House debates

Wednesday, 26 November 2008

Matters of Public Importance

Employment

4:44 pm

Photo of Michael KeenanMichael Keenan (Stirling, Liberal Party, Shadow Minister for Employment and Workplace Relations) Share this | Hansard source

The Deputy Prime Minister, the Minister for Employment and Workplace Relations is obviously a very busy woman because she cannot find time to come into this House to discuss Australian jobs. With ‘Kevin 747’, the Prime Minister, jetting off overseas most weeks, the Deputy Prime Minister seems to spend half her time acting as Prime Minister and seems to enjoy it too. She is the Minister for Education overseeing perhaps the most timid revolution in the history of the world. She is the Minister for Social Inclusion. She is the Deputy Prime Minister. She is the minister for enhancing her partner’s curriculum vitae. She is a very busy person.

Of course, amongst all these responsibilities she is also the Minister for Employment and Workplace Relations. Yet you never hear the minister for employment mention jobs. She will talk ad nauseam on workplace regulation. She is never happier than when she is horse-trading with the union movement about what they can and cannot have under their new workplace system. You can get the Minister for Employment and Workplace Relations to wax lyrical about the minutiae of industrial law. Yet on the biggest issue that is facing this country, on the biggest issue that is facing this government, an issue for which she has direct responsibility—Australian jobs—she remains practically mute. This is a minister who has got her priorities seriously wrong. It is as though the government is the captain of the Titanic, they have hit an iceberg, the ship is taking water, people are running for the life rafts, yet the minister for employment is running around fretting about some loose screws in cabin 24B.

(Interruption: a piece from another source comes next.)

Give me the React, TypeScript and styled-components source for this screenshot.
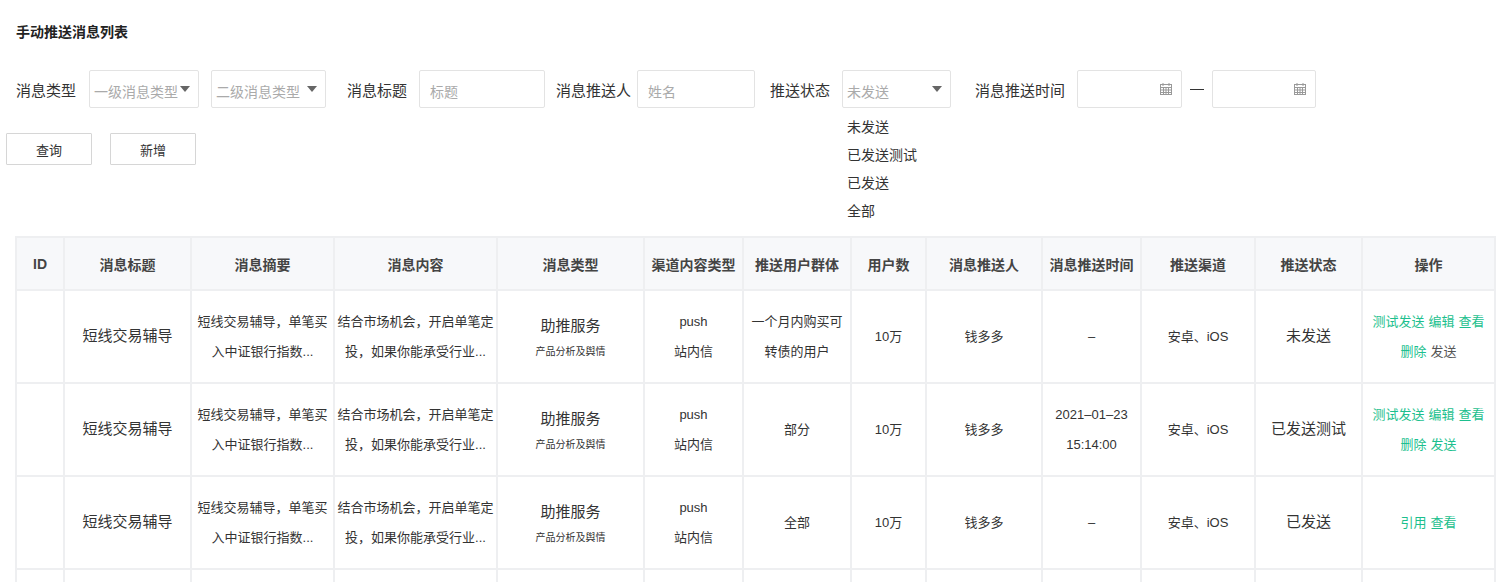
import React from 'react';
import styled, { createGlobalStyle } from 'styled-components';

const GlobalStyle = createGlobalStyle`
  body {
    margin: 0;
    font-family: "Liberation Sans", "Noto Sans CJK SC", sans-serif;
    color: #333;
    background: #fff;
  }
`;

const Page = styled.div`
  padding: 22px 0 0 0;
  height: 582px;
  overflow: hidden;
`;

const Title = styled.h1`
  margin: 0 0 28px 16px;
  font-size: 14px;
  font-weight: bold;
  color: #222;
  line-height: 20px;
`;

const FilterRow = styled.div`
  display: flex;
  align-items: center;
  padding-left: 16px;
  height: 38px;
`;

const Label = styled.span<{ gap?: number }>`
  font-size: 15px;
  color: #333;
  margin-right: ${({ gap }) => gap ?? 12}px;
  margin-left: ${({ gap }) => (gap === undefined ? 0 : 0)}px;
  white-space: nowrap;
`;

const Box = styled.div<{ w: number; ml?: number }>`
  position: relative;
  box-sizing: border-box;
  width: ${({ w }) => w}px;
  margin-left: ${({ ml }) => ml ?? 0}px;
  height: 38px;
  border: 1px solid #e3e3e3;
  border-radius: 2px;
  display: flex;
  align-items: center;
  padding: 0 8px 0 4px;
  font-size: 14px;
  color: #aaa;
`;

const BoxText = styled.span`
  flex: 1;
  white-space: nowrap;
  padding-top: 3px;
`;

const Caret = styled.span`
  width: 0;
  height: 0;
  border-left: 5px solid transparent;
  border-right: 5px solid transparent;
  border-top: 6px solid #666;
`;

const Options = styled.div`
  position: absolute;
  top: 42px;
  left: 4px;
  display: flex;
  flex-direction: column;
  font-size: 14px;
  color: #333;
  line-height: 28px;
  white-space: nowrap;
`;

const Dash = styled.span`
  margin: 0 8px;
  width: 14px;
  height: 1px;
  background: #333;
`;

const ButtonRow = styled.div`
  display: flex;
  gap: 18px;
  padding-left: 6px;
  margin-top: 25px;
`;

const Button = styled.button`
  width: 86px;
  height: 32px;
  border: 1px solid #d6d6d6;
  background: #fff;
  font-family: inherit;
  font-size: 13px;
  color: #333;
  border-radius: 1px;
`;

const Table = styled.table`
  margin: 71px 0 0 15px;
  border-collapse: collapse;
  table-layout: fixed;
  width: 1479px;
  font-size: 13px;
  color: #333;
`;

const Th = styled.th`
  height: 51px;
  background: #f7f8fa;
  border: 2px solid #eeeff1;
  font-size: 14px;
  font-weight: 600;
  color: #444;
  padding: 0;
`;

const Td = styled.td`
  height: 91px;
  border: 2px solid #eeeff1;
  text-align: center;
  vertical-align: middle;
  line-height: 30px;
  padding: 0 2px;
`;

const BigText = styled.span`
  font-size: 15px;
`;

const Small = styled.div`
  font-size: 10px;
  line-height: 20px;
`;

const Link = styled.span<{ off?: boolean }>`
  color: ${({ off }) => (off ? '#555' : '#1dbf8e')};
  margin: 0 2px;
`;

const CalIcon = () => (
  <svg width="14" height="14" viewBox="0 0 14 14" fill="none" stroke="#999" strokeWidth="1">
    <rect x="1.5" y="2.5" width="11" height="10" />
    <path d="M1.5 5.5h11M1.5 8h11M1.5 10.5h11M4.5 5.5v7M7 5.5v7M9.5 5.5v7M4 1v3M10 1v3" />
  </svg>
);

const cols = [48, 127, 143, 163, 147, 99, 108, 75, 116, 99, 114, 107, 133];
const heads = ['ID', '消息标题', '消息摘要', '消息内容', '消息类型', '渠道内容类型', '推送用户群体', '用户数', '消息推送人', '消息推送时间', '推送渠道', '推送状态', '操作'];

type Row = { group: React.ReactNode; time: React.ReactNode; status: string; ops: React.ReactNode };

const rows: Row[] = [
  {
    group: <>一个月内购买可<br />转债的用户</>,
    time: '–',
    status: '未发送',
    ops: <><Link>测试发送</Link><Link>编辑</Link><Link>查看</Link><br /><Link>删除</Link><Link off>发送</Link></>,
  },
  {
    group: '部分',
    time: <>2021–01–23<br />15:14:00</>,
    status: '已发送测试',
    ops: <><Link>测试发送</Link><Link>编辑</Link><Link>查看</Link><br /><Link>删除</Link><Link>发送</Link></>,
  },
  {
    group: '全部',
    time: '–',
    status: '已发送',
    ops: <><Link>引用</Link><Link>查看</Link></>,
  },
];

export default function App() {
  return (
    <Page>
      <GlobalStyle />
      <Title>手动推送消息列表</Title>
      <FilterRow>
        <Label>消息类型</Label>
        <Box w={110} ml={1}><BoxText>一级消息类型</BoxText><Caret /></Box>
        <Box w={115} ml={12}><BoxText>二级消息类型</BoxText><Caret /></Box>
        <Label style={{ marginLeft: 21 }}>消息标题</Label>
        <Box w={126}><BoxText style={{ paddingLeft: 6 }}>标题</BoxText></Box>
        <Label style={{ marginLeft: 11 }} gap={6}>消息推送人</Label>
        <Box w={118}><BoxText style={{ paddingLeft: 6 }}>姓名</BoxText></Box>
        <Label style={{ marginLeft: 15 }}>推送状态</Label>
        <Box w={109}>
          <BoxText>未发送</BoxText><Caret />
          <Options>
            <span>未发送</span>
            <span>已发送测试</span>
            <span>已发送</span>
            <span>全部</span>
          </Options>
        </Box>
        <Label style={{ marginLeft: 24 }}>消息推送时间</Label>
        <Box w={105}><BoxText /><CalIcon /></Box>
        <Dash />
        <Box w={104}><BoxText /><CalIcon /></Box>
      </FilterRow>
      <ButtonRow>
        <Button>查询</Button>
        <Button>新增</Button>
      </ButtonRow>
      <Table>
        <colgroup>
          {cols.map((w, i) => <col key={i} style={{ width: w }} />)}
        </colgroup>
        <thead>
          <tr>{heads.map(h => <Th key={h}>{h}</Th>)}</tr>
        </thead>
        <tbody>
          {rows.map((r, i) => (
            <tr key={i}>
              <Td />
              <Td><BigText>短线交易辅导</BigText></Td>
              <Td>短线交易辅导，单笔买<br />入中证银行指数...</Td>
              <Td>结合市场机会，开启单笔定<br />投，如果你能承受行业...</Td>
              <Td><BigText>助推服务</BigText><Small>产品分析及舆情</Small></Td>
              <Td>push<br />站内信</Td>
              <Td>{r.group}</Td>
              <Td>10万</Td>
              <Td>钱多多</Td>
              <Td>{r.time}</Td>
              <Td>安卓、iOS</Td>
              <Td><BigText>{r.status}</BigText></Td>
              <Td>{r.ops}</Td>
            </tr>
          ))}
          <tr>{cols.map((_, i) => <Td key={i} />)}</tr>
        </tbody>
      </Table>
    </Page>
  );
}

I am not sure that the minister for employment actually understands what is going on in the real world. Everywhere I go the issue of job security is raised with me. We consistently have lists in the papers of impending job losses across many different industry sectors in Australia, including industry sectors such as mining that have previously been robust and supported job creation in this country. Every economic forecaster, including the government’s own, points to increasing unemployment. In some cases it is especially alarming: the chief economist at JP Morgan predicts that one million Australians will lose their jobs within the next two years. Regardless of which set of forecasts you believe, it is absolutely clear that unemployment in Australia is going up.

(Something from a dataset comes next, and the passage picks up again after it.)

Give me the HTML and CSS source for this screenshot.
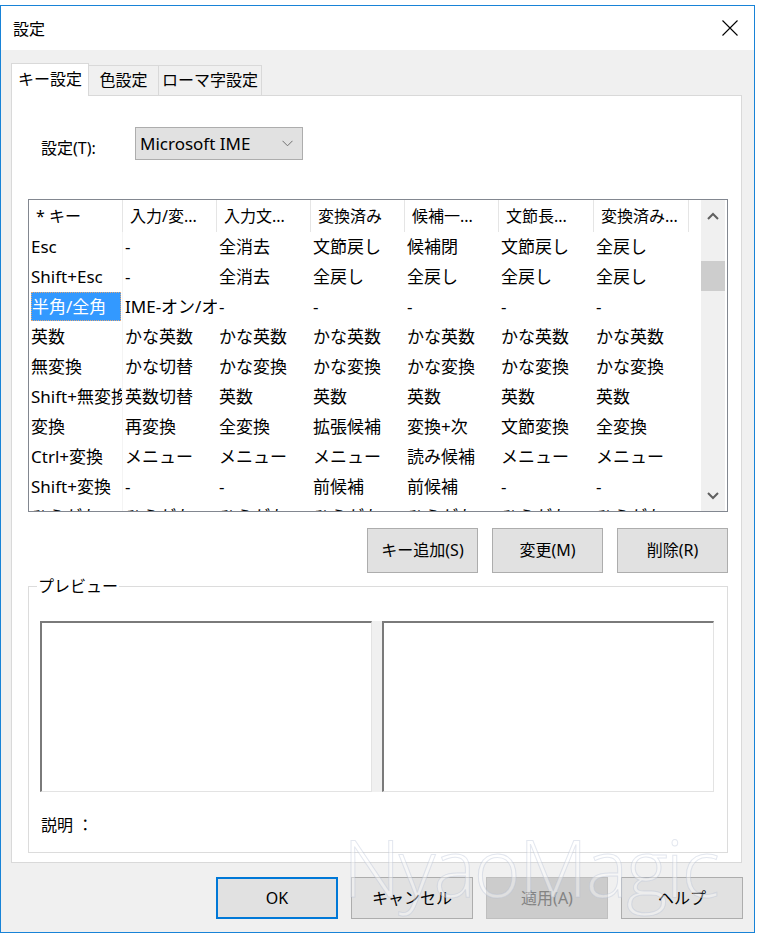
FILE: index.html
```html
<!DOCTYPE html>
<html>
<head>
    <meta charset="utf-8"/>
    <title>設定</title>
    <link rel="stylesheet" href="styles.css">
</head>
<body>
<div class="dialog">
    <div class="titlebar">
        <span class="title">設定</span>
        <svg class="close" width="16" height="16" viewBox="0 0 16 16"><path d="M0.5 0.5 L15.5 15.5 M15.5 0.5 L0.5 15.5" stroke="#000" stroke-width="1.1" fill="none"/></svg>
    </div>
    <div class="client">
        <div class="tabs">
            <div class="tab on">キー設定</div>
            <div class="tab t2">色設定</div>
            <div class="tab t3">ローマ字設定</div>
        </div>
        <div class="panel">
            <div class="setrow">
                <span class="setlabel">設定(T):</span>
                <div class="combo">
                    <span>Microsoft IME</span>
                    <svg width="11" height="7" viewBox="0 0 11 7"><path d="M0.5 0.8 L5.5 5.8 L10.5 0.8" stroke="#707070" stroke-width="1" fill="none"/></svg>
                </div>
            </div>

            <div class="list">
                <div class="grid">
                    <div class="hd">
                        <div class="h">* キー</div>
                        <div class="h">入力/変...</div>
                        <div class="h">入力文...</div>
                        <div class="h">変換済み</div>
                        <div class="h">候補一...</div>
                        <div class="h">文節長...</div>
                        <div class="h">変換済み...</div>
                    </div>
                    <div class="row"><div class="c">Esc</div><div class="c">-</div><div class="c">全消去</div><div class="c">文節戻し</div><div class="c">候補閉</div><div class="c">文節戻し</div><div class="c">全戻し</div></div>
                    <div class="row"><div class="c">Shift+Esc</div><div class="c">-</div><div class="c">全消去</div><div class="c">全戻し</div><div class="c">全戻し</div><div class="c">全戻し</div><div class="c">全戻し</div></div>
                    <div class="row"><div class="c sel"><span>半角/全角</span></div><div class="c">IME-オン/オフ</div><div class="c">-</div><div class="c">-</div><div class="c">-</div><div class="c">-</div><div class="c">-</div></div>
                    <div class="row"><div class="c">英数</div><div class="c">かな英数</div><div class="c">かな英数</div><div class="c">かな英数</div><div class="c">かな英数</div><div class="c">かな英数</div><div class="c">かな英数</div></div>
                    <div class="row"><div class="c">無変換</div><div class="c">かな切替</div><div class="c">かな変換</div><div class="c">かな変換</div><div class="c">かな変換</div><div class="c">かな変換</div><div class="c">かな変換</div></div>
                    <div class="row"><div class="c">Shift+無変換</div><div class="c">英数切替</div><div class="c">英数</div><div class="c">英数</div><div class="c">英数</div><div class="c">英数</div><div class="c">英数</div></div>
                    <div class="row"><div class="c">変換</div><div class="c">再変換</div><div class="c">全変換</div><div class="c">拡張候補</div><div class="c">変換+次</div><div class="c">文節変換</div><div class="c">全変換</div></div>
                    <div class="row"><div class="c">Ctrl+変換</div><div class="c">メニュー</div><div class="c">メニュー</div><div class="c">メニュー</div><div class="c">読み候補</div><div class="c">メニュー</div><div class="c">メニュー</div></div>
                    <div class="row"><div class="c">Shift+変換</div><div class="c">-</div><div class="c">-</div><div class="c">前候補</div><div class="c">前候補</div><div class="c">-</div><div class="c">-</div></div>
                    <div class="row"><div class="c">ひらがな</div><div class="c">ひらがな</div><div class="c">ひらがな</div><div class="c">ひらがな</div><div class="c">ひらがな</div><div class="c">ひらがな</div><div class="c">ひらがな</div></div>
                </div>
                <div class="vscroll">
                    <div class="arrow up"><svg width="12" height="8" viewBox="0 0 12 8"><path d="M1 7 L6 2 L11 7" stroke="#606060" stroke-width="2" fill="none"/></svg></div>
                    <div class="thumb"></div>
                    <div class="arrow down"><svg width="12" height="8" viewBox="0 0 12 8"><path d="M1 1 L6 6 L11 1" stroke="#606060" stroke-width="2" fill="none"/></svg></div>
                </div>
            </div>

            <div class="btnrow">
                <div class="btn">キー追加(S)</div>
                <div class="btn">変更(M)</div>
                <div class="btn">削除(R)</div>
            </div>

            <div class="group">
                <div class="gtitle">プレビュー</div>
                <div class="panes">
                    <div class="pane"></div>
                    <div class="split"></div>
                    <div class="pane"></div>
                </div>
                <div class="desc">説明 ：</div>
            </div>
        </div>

        <div class="footer">
            <div class="fbtn def">OK</div>
            <div class="fbtn">キャンセル</div>
            <div class="fbtn off">適用(A)</div>
            <div class="fbtn">ヘルプ</div>
        </div>
        <div class="mark">NyaoMagic</div>
    </div>
</div>
</body>
</html>
```

FILE: styles.css
```css
* {
    margin: 0;
    padding: 0;
    box-sizing: border-box;
}
body {
    font: 16px/20px "Noto Sans", "Noto Sans CJK JP", sans-serif;
    color: #000;
    background: #fff;
}
.dialog {
    width: 755px;
    height: 928px;
    margin-top: 5px;
    border: 1px solid #1883d7;
    display: flex;
    flex-direction: column;
}
.titlebar {
    height: 44px;
    background: #fff;
    display: flex;
    align-items: center;
    justify-content: space-between;
    padding: 0 16px 0 12px;
}
.title {
    font-size: 16px;
    margin-top: 1px;
}
.close {
    display: block;
    margin-top: -1px;
}
.client {
    flex: 1;
    background: #f0f0f0;
    padding: 13px 0 0 10px;
    position: relative;
}

/* tabs */
.tabs {
    display: flex;
    align-items: flex-end;
    height: 32px;
    position: relative;
    z-index: 2;
}
.tab {
    height: 30px;
    border: 1px solid #d9d9d9;
    border-left: 0;
    border-bottom: 0;
    background: #f0f0f0;
    text-align: center;
    line-height: 29px;
    font-size: 16px;
}
.tab.on {
    height: 33px;
    margin-bottom: -1px;
    width: 78px;
    border-left: 1px solid #d9d9d9;
    background: #fff;
    line-height: 31px;
}
.tab.t2 {
    width: 70px;
}
.tab.t3 {
    width: 103px;
}
.panel {
    width: 731px;
    height: 768px;
    background: #fff;
    border: 1px solid #d9d9d9;
    padding: 0 13px 0 16px;
}

/* setting row */
.setrow {
    display: flex;
    align-items: center;
    margin-top: 31px;
    padding-left: 13px;
}
.setlabel {
    width: 94px;
    font-size: 16px;
    margin-top: 8px;
}
.combo {
    width: 168px;
    height: 33px;
    background: #e1e1e1;
    border: 1px solid #adadad;
    display: flex;
    align-items: center;
    justify-content: space-between;
    padding: 0 9px 0 4px;
    font-size: 17px;
}

/* list view */
.list {
    margin-top: 39px;
    height: 313px;
    border: 1px solid #828790;
    display: flex;
    padding-right: 2px;
    background: #fff;
}
.grid {
    width: 672px;
    overflow: hidden;
    font-size: 17px;
}
.hd {
    display: flex;
    height: 32px;
}
.h {
    width: 94px;
    border-right: 1px solid #e5e5e5;
    padding-left: 7px;
    line-height: 32px;
    white-space: nowrap;
    overflow: hidden;
    font-size: 16px;
}
.h:nth-child(n+6), .c:nth-child(n+6) {
    width: 95px;
}
.row {
    display: flex;
    height: 30px;
    line-height: 30px;
}
.c {
    width: 94px;
    padding: 0 1px 0 2px;
    white-space: nowrap;
    overflow: hidden;
}
.c:first-child {
    border-right: 1px solid #f4f4f4;
}
.c.sel span {
    display: block;
    height: 29px;
    line-height: 29px;
    padding-left: 1px;
    background: #3399ff;
    color: #fff;
    outline: 1px dotted #e0a878;
    outline-offset: -1px;
}
.vscroll {
    width: 24px;
    margin-left: 1px;
    background: #f0f0f0;
    display: flex;
    flex-direction: column;
}
.arrow {
    height: 32px;
    display: flex;
    align-items: center;
    justify-content: center;
}
.arrow.down {
    margin-top: auto;
    height: 30px;
}
.thumb {
    height: 30px;
    margin-top: 29px;
    background: #cdcdcd;
}

/* buttons */
.btnrow {
    display: flex;
    justify-content: flex-end;
    gap: 14px;
    margin-top: 16px;
}
.btn {
    width: 111px;
    height: 45px;
    background: #e1e1e1;
    border: 1px solid #adadad;
    text-align: center;
    line-height: 43px;
    font-size: 16px;
}

/* preview group */
.group {
    margin-top: 13px;
    height: 267px;
    border: 1px solid #dcdcdc;
    padding: 0 13px 0 11px;
}
.gtitle {
    margin: -11px 0 0 -3px;
    width: max-content;
    background: #fff;
    padding: 0 1px;
    font-size: 16px;
}
.panes {
    display: flex;
    margin-top: 25px;
    height: 171px;
}
.pane {
    width: 332px;
    border-top: 2px solid #7a7a7a;
    border-left: 2px solid #7a7a7a;
    border-right: 1px solid #e3e3e3;
    border-bottom: 1px solid #e3e3e3;
    background: #fff;
}
.split {
    width: 10px;
    background: #f0f0f0;
}
.desc {
    margin-top: 23px;
    padding-left: 1px;
    font-size: 16px;
}

/* footer */
.footer {
    display: flex;
    justify-content: flex-end;
    gap: 13px;
    margin-top: 14px;
    padding-right: 11px;
}
.fbtn {
    width: 122px;
    height: 42px;
    background: #e1e1e1;
    border: 1px solid #adadad;
    text-align: center;
    line-height: 40px;
    font-size: 16px;
}
.fbtn.def {
    border: 2px solid #0078d7;
    line-height: 38px;
}
.fbtn.off {
    background: #cccccc;
    border-color: #bfbfbf;
    color: #838383;
}
.mark {
    position: absolute;
    left: 342px;
    top: 776px;
    font: 300 80px/1 "Open Sans", sans-serif;
    letter-spacing: -2px;
    color: rgba(255, 255, 255, 0.4);
    -webkit-text-stroke: 1px rgba(175, 185, 210, 0.35);
    pointer-events: none;
}
```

Unemployment is now the No. 1 policy challenge that faces us in this parliament. Yet if you look through the public statements of the Minister for Employment and Workplace Relations you will see that she refuses to address the issue of jobs. In her speeches she rarely talks about jobs or job creation. I brought some examples of her speeches into the House today. If you look through them all, she does not mention jobs once—not in a speech to the House on 14 February on the Skills Australia Bill or in her second reading speech for the first tranche of the government’s workplace relations reform or in speeches outside the parliament. Never does she mention jobs, the most serious issue that is facing this parliament. Quite frankly, at a time when unemployment is on the rise, the minister for employment should think about nothing else than how she would go about creating Australian jobs. She should think about nothing else than how she is going to keep Australians safe in their employment. It should be the subject of her every waking thought. It should be the priority of every policy discussion. Addressing this problem should be the primary aim of the government, yet we have a minister who has too much on her plate to effectively address this issue. The impact of the global financial crisis will obviously complicate this role, but the government must not wash their hands of this problem. We cannot have a government that accepts a challenging international economic climate as an excuse to put more and more Australians out of work. The state of the global economy only makes this issue more pressing.

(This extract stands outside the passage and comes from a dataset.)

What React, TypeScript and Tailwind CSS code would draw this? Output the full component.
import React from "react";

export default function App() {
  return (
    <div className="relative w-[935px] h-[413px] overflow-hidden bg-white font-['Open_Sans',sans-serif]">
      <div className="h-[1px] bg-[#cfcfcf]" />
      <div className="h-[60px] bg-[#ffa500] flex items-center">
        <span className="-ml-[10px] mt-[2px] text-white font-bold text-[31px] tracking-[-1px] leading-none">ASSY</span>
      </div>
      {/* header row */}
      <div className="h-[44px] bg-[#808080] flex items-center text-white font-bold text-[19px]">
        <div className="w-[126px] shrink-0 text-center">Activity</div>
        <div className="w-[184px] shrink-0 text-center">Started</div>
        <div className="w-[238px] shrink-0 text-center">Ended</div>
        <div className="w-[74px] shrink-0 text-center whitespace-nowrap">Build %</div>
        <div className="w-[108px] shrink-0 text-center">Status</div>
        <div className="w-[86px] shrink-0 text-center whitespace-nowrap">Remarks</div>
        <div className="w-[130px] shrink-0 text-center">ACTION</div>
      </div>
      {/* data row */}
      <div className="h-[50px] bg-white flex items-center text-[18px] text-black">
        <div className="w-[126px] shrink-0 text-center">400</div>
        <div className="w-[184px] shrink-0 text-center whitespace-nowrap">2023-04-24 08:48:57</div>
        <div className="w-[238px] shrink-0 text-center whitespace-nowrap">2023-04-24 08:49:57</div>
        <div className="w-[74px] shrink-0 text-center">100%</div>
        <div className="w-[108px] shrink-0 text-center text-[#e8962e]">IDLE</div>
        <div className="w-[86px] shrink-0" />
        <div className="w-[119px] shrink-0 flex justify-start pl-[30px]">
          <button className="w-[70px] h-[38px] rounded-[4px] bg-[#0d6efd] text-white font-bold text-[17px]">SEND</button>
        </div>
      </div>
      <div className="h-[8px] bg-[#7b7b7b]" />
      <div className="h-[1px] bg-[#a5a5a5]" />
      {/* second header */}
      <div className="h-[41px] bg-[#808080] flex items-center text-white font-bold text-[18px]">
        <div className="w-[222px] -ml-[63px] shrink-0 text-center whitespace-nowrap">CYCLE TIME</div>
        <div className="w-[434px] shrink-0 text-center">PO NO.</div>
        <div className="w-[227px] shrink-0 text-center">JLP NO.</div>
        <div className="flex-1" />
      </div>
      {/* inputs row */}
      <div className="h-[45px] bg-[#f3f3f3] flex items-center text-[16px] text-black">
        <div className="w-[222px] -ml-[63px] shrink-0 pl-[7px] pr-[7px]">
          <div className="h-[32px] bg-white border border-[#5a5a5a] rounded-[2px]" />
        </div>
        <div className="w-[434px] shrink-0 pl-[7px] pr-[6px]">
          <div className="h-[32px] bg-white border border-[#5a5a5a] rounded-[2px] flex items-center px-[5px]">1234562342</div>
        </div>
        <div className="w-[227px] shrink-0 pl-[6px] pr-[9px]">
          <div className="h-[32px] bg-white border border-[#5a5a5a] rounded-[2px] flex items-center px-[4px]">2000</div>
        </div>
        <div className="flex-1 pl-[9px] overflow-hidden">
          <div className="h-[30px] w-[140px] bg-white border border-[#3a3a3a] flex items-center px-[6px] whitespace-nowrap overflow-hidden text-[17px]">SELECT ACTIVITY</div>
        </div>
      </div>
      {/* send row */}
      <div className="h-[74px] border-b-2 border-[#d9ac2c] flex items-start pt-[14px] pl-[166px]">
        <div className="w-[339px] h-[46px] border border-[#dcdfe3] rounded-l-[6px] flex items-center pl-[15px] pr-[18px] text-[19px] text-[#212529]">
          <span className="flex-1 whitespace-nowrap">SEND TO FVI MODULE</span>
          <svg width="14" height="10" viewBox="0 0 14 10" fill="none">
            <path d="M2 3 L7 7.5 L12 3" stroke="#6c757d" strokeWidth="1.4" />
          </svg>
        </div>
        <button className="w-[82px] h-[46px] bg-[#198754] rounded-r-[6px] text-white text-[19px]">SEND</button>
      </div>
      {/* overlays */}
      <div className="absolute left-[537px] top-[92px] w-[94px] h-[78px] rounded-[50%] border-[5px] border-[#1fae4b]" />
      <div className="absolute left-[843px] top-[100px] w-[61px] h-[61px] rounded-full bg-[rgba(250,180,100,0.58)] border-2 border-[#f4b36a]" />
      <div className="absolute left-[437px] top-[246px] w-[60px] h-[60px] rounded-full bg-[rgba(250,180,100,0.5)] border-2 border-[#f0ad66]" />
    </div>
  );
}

I might just remind the House of the record of the previous government in this area. In 11 years of coalition government, between March 1996 and November 2007, more than 2.2 million jobs were created. Of these jobs, over 1.2 million were full time and 950,000 were part time. There are currently well over 10.6 million Australians in work, a record high. Over 7.6 million are in full-time employment and three million in part-time employment. In December 1992, under Labor, the unemployment rate peaked at 10.9 per cent, leaving almost one million Australians unemployed.